Given request: Read through the data and report every line in which the word "React" occurs.

Stored rows:
(begin)

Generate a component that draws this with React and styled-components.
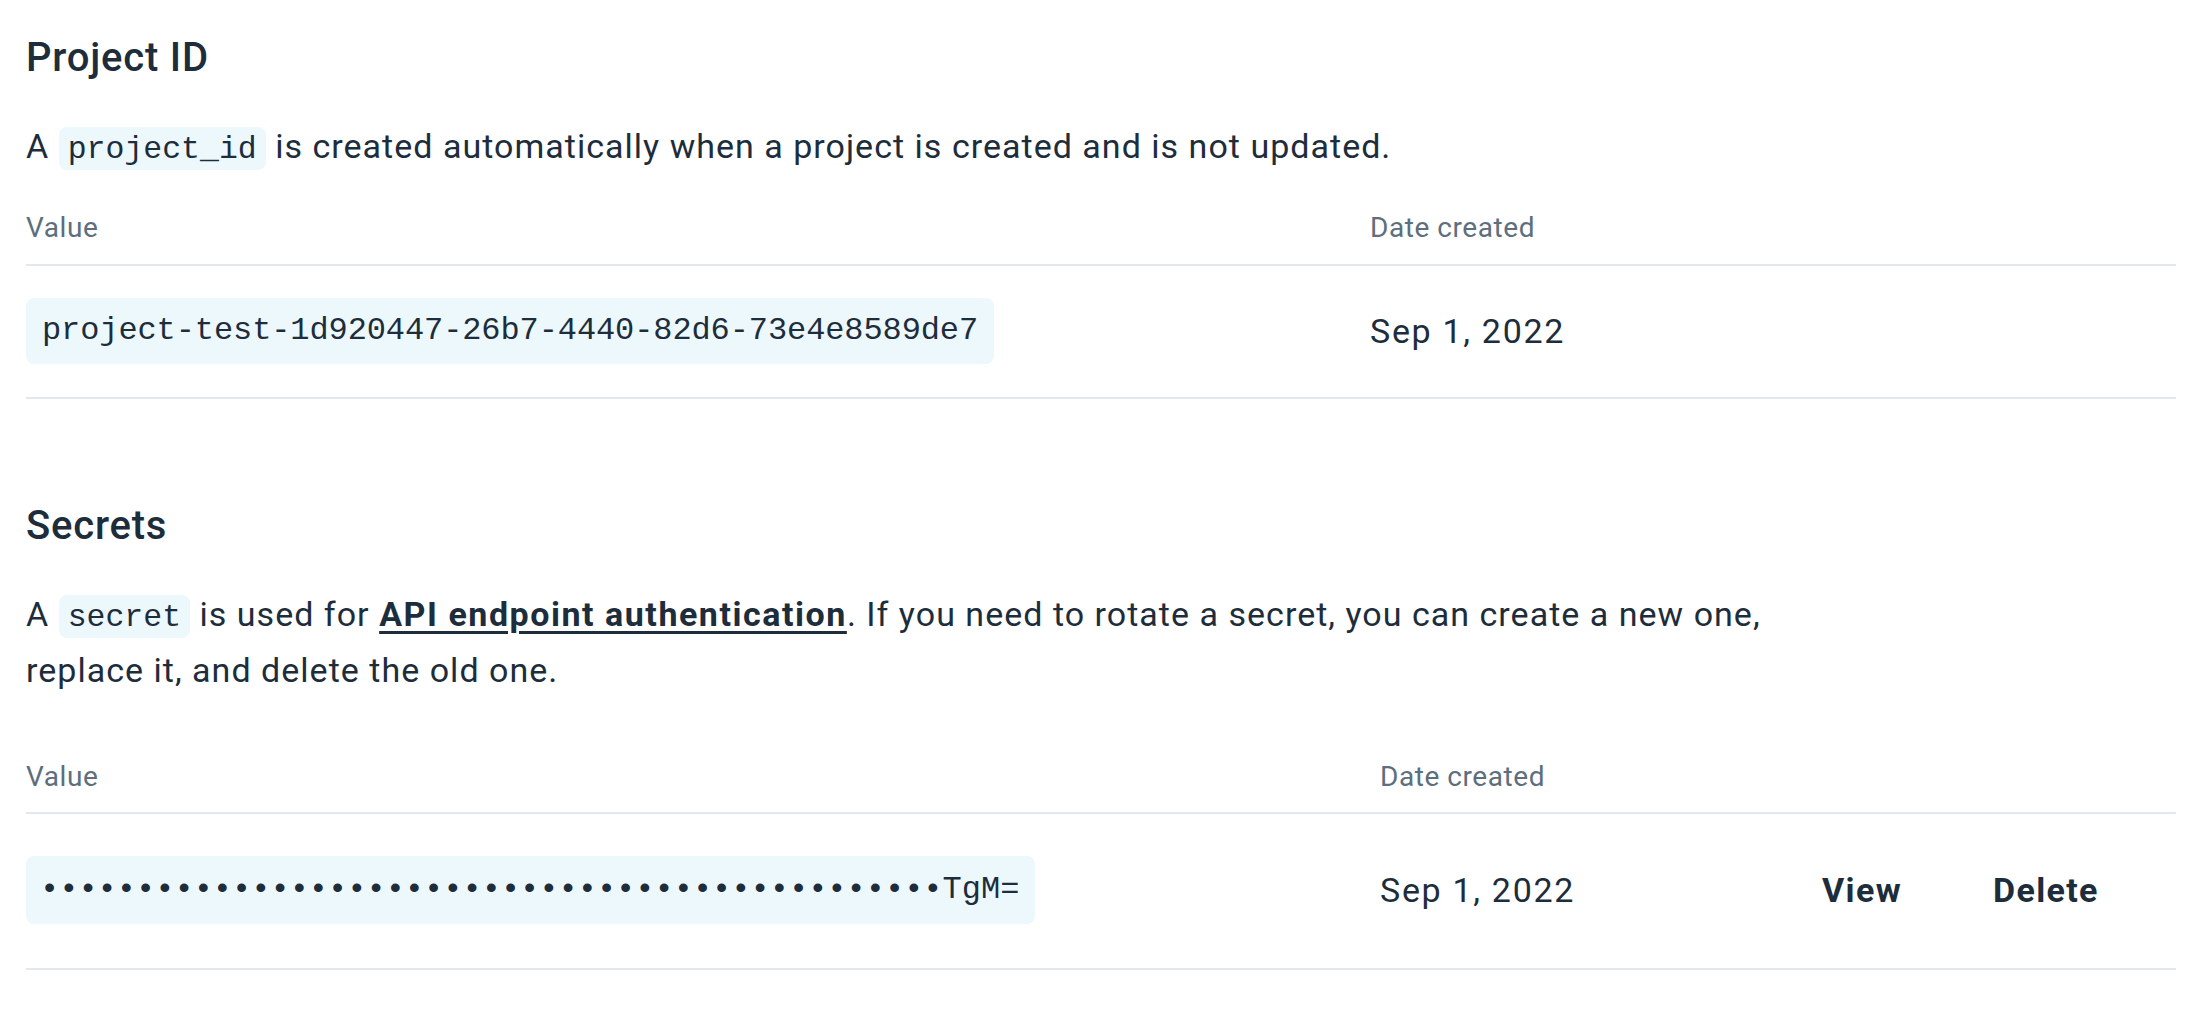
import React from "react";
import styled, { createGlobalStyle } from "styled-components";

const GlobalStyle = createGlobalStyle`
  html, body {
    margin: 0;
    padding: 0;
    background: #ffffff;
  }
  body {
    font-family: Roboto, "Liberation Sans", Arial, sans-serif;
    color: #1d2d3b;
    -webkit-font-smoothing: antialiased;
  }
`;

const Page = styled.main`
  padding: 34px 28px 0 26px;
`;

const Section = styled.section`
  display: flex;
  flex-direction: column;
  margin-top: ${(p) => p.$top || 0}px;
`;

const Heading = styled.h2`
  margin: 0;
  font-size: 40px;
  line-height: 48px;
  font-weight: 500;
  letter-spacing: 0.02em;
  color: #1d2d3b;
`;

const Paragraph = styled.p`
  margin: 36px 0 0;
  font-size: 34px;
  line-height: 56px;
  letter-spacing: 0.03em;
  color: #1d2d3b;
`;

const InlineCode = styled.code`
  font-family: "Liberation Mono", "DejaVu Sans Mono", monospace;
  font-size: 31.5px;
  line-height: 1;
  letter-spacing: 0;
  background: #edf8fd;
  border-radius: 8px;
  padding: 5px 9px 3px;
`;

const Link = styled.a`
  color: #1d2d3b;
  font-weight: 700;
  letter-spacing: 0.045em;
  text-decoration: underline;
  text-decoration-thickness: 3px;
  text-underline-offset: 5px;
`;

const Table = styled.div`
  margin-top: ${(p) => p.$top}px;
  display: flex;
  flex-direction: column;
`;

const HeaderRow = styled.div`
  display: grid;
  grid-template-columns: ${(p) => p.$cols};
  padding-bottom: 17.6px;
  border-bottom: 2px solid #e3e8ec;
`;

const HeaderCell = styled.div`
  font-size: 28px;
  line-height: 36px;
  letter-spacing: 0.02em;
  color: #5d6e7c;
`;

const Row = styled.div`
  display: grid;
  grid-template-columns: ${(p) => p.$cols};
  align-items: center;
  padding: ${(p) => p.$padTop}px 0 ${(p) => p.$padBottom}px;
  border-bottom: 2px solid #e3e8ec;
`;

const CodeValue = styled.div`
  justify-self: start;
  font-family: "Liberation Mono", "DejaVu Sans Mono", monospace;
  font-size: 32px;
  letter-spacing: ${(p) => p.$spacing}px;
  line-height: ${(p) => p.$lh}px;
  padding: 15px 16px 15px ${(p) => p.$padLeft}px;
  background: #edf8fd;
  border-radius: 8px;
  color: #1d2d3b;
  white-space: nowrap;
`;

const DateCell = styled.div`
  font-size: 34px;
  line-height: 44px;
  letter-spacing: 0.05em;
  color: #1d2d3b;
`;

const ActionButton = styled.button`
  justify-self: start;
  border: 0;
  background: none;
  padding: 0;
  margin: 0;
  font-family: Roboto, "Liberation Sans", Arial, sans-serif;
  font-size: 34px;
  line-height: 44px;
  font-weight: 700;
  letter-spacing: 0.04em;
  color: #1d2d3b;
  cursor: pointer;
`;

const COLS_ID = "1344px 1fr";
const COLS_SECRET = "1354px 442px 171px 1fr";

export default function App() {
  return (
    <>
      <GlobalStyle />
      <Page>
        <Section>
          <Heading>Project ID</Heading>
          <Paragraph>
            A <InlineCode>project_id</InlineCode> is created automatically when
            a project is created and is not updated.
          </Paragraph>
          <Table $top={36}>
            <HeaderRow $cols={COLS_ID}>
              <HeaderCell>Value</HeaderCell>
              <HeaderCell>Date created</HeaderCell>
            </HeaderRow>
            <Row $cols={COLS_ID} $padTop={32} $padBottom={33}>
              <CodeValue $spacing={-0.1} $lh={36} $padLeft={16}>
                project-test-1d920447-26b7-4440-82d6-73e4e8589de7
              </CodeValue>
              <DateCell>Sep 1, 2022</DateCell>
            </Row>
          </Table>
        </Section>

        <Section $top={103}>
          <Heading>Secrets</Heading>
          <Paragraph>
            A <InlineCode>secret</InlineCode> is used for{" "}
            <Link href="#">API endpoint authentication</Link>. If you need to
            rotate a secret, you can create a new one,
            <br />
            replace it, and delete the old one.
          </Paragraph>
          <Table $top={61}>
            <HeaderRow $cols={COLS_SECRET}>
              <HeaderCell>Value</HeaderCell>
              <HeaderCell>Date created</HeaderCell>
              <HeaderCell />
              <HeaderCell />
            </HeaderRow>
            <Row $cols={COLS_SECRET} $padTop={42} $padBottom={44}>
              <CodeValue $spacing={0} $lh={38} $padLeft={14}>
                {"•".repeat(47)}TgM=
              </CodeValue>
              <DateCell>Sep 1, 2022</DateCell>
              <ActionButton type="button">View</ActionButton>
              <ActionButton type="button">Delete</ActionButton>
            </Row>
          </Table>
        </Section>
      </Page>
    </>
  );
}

(end)
(begin)

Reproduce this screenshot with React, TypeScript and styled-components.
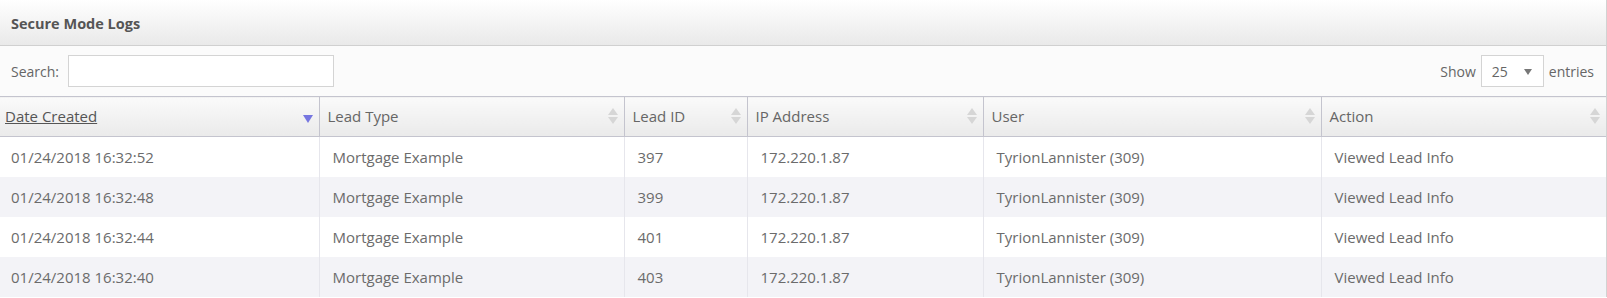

(end)

Output below:
Generate a component that draws this with React and styled-components.
import React from "react";
Reproduce this screenshot with React, TypeScript and styled-components.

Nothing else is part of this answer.